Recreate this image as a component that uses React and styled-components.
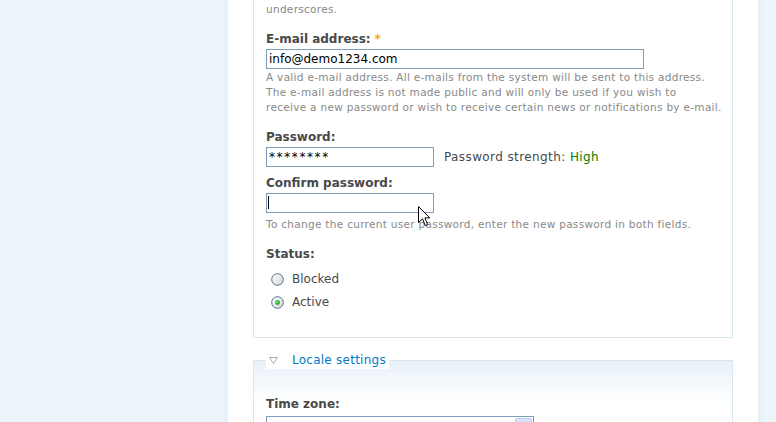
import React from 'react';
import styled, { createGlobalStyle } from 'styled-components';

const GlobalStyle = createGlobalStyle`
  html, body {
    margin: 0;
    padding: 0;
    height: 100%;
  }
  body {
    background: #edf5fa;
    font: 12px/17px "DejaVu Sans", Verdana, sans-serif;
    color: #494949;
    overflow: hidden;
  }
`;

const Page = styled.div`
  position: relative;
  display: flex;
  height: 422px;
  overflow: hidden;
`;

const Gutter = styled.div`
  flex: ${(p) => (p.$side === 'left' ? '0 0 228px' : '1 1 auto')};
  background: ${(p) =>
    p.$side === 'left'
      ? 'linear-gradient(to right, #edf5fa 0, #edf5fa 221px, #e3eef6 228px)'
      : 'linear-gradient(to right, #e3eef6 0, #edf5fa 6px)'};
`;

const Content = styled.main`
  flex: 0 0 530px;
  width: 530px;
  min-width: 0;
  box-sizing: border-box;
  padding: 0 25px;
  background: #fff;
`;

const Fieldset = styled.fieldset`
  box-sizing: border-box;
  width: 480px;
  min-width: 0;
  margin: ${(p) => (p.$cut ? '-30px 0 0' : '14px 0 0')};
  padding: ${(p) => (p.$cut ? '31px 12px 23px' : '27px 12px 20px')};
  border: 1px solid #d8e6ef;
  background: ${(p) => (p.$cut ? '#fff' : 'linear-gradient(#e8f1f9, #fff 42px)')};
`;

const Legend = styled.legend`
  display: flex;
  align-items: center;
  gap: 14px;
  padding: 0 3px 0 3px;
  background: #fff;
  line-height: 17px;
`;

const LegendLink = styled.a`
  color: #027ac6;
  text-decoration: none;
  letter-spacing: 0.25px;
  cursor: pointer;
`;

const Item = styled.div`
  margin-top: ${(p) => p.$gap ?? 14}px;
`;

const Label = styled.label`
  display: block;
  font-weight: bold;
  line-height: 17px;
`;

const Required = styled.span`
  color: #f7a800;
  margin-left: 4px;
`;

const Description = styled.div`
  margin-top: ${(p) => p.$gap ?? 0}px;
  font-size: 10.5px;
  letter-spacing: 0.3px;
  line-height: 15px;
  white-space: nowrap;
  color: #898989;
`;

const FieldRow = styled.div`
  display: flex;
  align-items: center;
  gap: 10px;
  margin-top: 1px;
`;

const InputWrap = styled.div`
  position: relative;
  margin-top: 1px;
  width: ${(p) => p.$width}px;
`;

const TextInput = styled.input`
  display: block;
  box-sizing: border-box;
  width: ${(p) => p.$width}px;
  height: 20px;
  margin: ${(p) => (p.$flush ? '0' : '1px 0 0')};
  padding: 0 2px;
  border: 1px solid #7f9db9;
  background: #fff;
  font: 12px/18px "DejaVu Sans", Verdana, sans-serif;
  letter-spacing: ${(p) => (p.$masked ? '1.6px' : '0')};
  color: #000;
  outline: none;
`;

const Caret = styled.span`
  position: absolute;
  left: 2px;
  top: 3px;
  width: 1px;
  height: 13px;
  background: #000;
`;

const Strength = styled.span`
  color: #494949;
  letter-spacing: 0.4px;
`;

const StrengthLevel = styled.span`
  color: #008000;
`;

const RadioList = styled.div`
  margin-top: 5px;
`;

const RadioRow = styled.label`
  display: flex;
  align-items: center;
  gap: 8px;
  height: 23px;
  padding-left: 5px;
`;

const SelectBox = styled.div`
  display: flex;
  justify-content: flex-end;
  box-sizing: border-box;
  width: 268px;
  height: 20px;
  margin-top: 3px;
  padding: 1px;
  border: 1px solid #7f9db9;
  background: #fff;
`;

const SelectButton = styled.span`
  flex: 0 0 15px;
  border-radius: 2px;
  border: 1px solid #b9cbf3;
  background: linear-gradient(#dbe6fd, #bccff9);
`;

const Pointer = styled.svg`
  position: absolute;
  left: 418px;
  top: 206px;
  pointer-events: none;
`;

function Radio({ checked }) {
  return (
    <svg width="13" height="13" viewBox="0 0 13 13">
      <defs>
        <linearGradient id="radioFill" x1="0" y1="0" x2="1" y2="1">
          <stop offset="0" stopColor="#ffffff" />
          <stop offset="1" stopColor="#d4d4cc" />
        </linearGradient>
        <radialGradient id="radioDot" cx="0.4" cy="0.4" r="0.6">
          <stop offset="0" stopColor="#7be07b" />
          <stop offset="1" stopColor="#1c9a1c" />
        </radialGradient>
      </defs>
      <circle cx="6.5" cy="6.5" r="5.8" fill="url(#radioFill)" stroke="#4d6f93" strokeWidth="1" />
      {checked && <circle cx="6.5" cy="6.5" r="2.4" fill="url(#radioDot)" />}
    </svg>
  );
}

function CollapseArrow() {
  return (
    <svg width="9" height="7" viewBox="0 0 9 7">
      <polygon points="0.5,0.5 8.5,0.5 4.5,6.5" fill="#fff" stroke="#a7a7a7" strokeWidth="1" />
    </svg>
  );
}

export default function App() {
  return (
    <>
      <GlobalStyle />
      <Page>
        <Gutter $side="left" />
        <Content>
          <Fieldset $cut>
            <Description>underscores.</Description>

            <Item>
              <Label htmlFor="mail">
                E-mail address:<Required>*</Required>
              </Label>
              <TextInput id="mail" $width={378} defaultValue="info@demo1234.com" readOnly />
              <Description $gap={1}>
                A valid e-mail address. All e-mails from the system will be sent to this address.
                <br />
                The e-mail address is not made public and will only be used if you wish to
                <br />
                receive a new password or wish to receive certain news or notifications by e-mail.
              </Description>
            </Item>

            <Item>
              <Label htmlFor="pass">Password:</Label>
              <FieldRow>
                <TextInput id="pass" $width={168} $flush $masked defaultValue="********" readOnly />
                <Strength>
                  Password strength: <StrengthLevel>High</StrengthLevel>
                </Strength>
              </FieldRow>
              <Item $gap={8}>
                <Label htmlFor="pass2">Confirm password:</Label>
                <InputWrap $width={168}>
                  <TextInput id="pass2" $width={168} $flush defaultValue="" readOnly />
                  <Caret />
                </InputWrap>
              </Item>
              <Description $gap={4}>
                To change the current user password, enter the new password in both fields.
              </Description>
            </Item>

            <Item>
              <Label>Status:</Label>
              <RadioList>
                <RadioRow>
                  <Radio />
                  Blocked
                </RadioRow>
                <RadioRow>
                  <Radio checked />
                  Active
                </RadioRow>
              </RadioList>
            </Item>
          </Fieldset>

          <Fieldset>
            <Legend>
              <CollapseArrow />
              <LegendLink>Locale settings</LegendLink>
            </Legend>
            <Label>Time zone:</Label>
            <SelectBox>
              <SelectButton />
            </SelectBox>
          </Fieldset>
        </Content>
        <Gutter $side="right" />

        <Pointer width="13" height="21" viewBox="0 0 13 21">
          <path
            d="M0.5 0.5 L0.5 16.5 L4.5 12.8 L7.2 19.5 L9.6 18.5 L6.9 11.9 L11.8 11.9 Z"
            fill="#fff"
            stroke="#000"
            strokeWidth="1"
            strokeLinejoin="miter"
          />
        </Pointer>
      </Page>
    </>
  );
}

+ + + + + + +

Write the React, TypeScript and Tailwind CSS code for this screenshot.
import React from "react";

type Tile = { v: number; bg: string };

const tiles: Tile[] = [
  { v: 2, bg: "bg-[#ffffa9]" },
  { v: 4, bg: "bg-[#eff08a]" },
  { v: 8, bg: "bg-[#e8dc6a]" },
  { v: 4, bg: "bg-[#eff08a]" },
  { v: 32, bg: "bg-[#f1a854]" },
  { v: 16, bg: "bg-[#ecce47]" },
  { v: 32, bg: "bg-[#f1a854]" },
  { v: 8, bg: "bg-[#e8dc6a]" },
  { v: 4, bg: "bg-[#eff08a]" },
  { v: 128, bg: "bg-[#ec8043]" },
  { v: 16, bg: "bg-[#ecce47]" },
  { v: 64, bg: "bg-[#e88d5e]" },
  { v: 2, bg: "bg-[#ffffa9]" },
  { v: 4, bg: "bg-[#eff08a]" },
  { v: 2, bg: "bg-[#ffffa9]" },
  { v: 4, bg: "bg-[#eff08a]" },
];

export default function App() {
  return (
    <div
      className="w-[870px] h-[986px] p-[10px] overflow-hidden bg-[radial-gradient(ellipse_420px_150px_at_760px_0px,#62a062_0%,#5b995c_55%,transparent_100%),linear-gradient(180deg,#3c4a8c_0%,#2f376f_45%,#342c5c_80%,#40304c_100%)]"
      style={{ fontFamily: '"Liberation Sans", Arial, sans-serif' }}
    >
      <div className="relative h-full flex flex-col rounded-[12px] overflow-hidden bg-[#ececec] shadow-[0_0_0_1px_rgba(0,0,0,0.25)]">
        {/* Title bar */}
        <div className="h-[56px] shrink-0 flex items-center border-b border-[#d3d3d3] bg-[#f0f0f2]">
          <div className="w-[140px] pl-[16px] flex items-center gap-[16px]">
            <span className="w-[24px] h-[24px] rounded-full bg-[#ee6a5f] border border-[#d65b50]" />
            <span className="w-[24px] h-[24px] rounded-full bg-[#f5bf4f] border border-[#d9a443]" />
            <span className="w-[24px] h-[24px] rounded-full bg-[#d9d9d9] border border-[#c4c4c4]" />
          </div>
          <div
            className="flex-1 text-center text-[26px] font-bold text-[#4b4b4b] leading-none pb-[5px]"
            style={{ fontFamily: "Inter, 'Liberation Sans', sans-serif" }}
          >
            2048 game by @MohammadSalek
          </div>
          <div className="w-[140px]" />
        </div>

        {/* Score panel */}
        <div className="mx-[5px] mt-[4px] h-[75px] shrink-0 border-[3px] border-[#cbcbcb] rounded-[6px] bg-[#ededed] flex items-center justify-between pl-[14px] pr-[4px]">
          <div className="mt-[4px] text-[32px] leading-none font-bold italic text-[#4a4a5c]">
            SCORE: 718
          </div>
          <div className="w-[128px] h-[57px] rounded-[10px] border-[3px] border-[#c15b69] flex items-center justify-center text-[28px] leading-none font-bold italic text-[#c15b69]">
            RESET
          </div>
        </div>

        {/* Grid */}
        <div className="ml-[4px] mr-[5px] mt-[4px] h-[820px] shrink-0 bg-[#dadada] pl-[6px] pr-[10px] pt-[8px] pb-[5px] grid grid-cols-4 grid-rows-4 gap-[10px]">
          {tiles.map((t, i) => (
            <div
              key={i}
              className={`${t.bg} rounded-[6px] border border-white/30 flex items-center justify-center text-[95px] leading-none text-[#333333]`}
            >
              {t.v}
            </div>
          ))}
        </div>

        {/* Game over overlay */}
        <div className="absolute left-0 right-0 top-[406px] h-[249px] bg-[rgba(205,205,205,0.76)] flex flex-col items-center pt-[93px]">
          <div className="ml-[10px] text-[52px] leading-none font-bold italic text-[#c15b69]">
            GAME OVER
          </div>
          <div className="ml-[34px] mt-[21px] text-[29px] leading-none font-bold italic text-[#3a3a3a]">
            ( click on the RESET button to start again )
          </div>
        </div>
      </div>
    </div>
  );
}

+ + + + + + +

Identify which lines contain the word "this" and copy each one.

Recreate this image as a component that uses React and styled-components.
                A valid e-mail address. All e-mails from the system will be sent to this address.
Write the React, TypeScript and Tailwind CSS code for this screenshot.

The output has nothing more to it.